Lukukamaru Sumba. A tremendous job to do here
East Sumba is full of villages that I believe we have to call “very poor”, where eating or drinking enough, taking a simple shower, and earning enough to buy a little rice is almost impossible. These villages are isolated from everything and everyone. We go there as often as possible, currently every day. These moments spent with the villagers tell us very clearly about what we can put in place to improve the living conditions of these people living in these regions. Lukukamaru is one of those villages. Everything is paid for at a high price, at the cost of incredible physical and psychological effort; here, we can speak of a state of daily survival.

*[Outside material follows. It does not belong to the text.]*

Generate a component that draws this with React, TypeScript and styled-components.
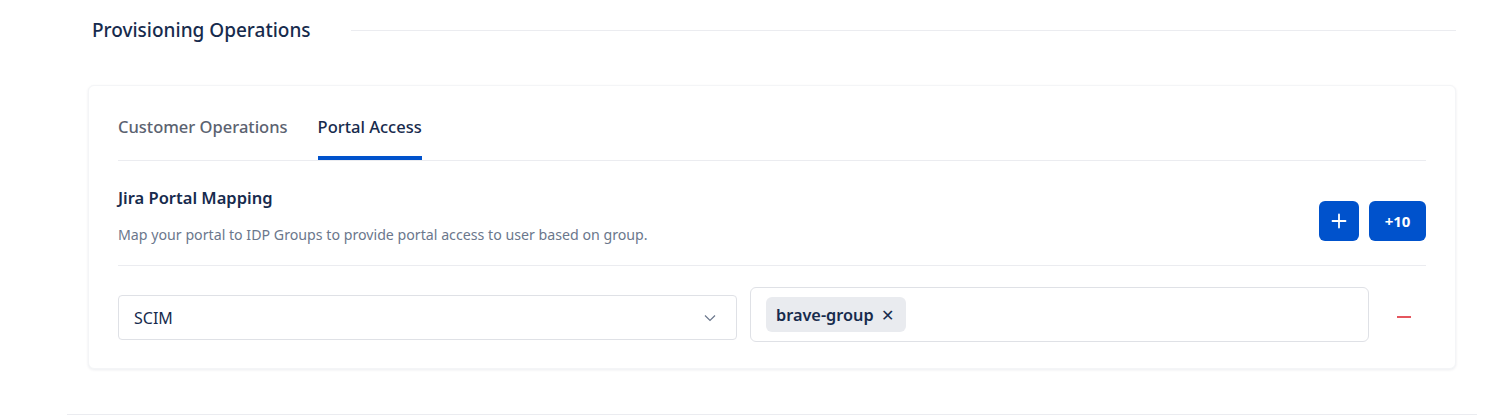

Shortage of clean, safe drinking water
All these people, we meet every day. When we ask them what their biggest dream is, all without exception answer us this: To have clean water, some not dangerous for their health and that of children, and pregnant women. To have access to it here, close to home. To be able to water and cultivate a garden, eat better, shower, and wash. But above all to be able to drink more, cook more. The Fair Future and Kawan Baik foundations within the framework of the Water Connections project, strive by all means to fulfil their dreams. Their lives, their health and their future are at stake. Water is the source of life, of all life!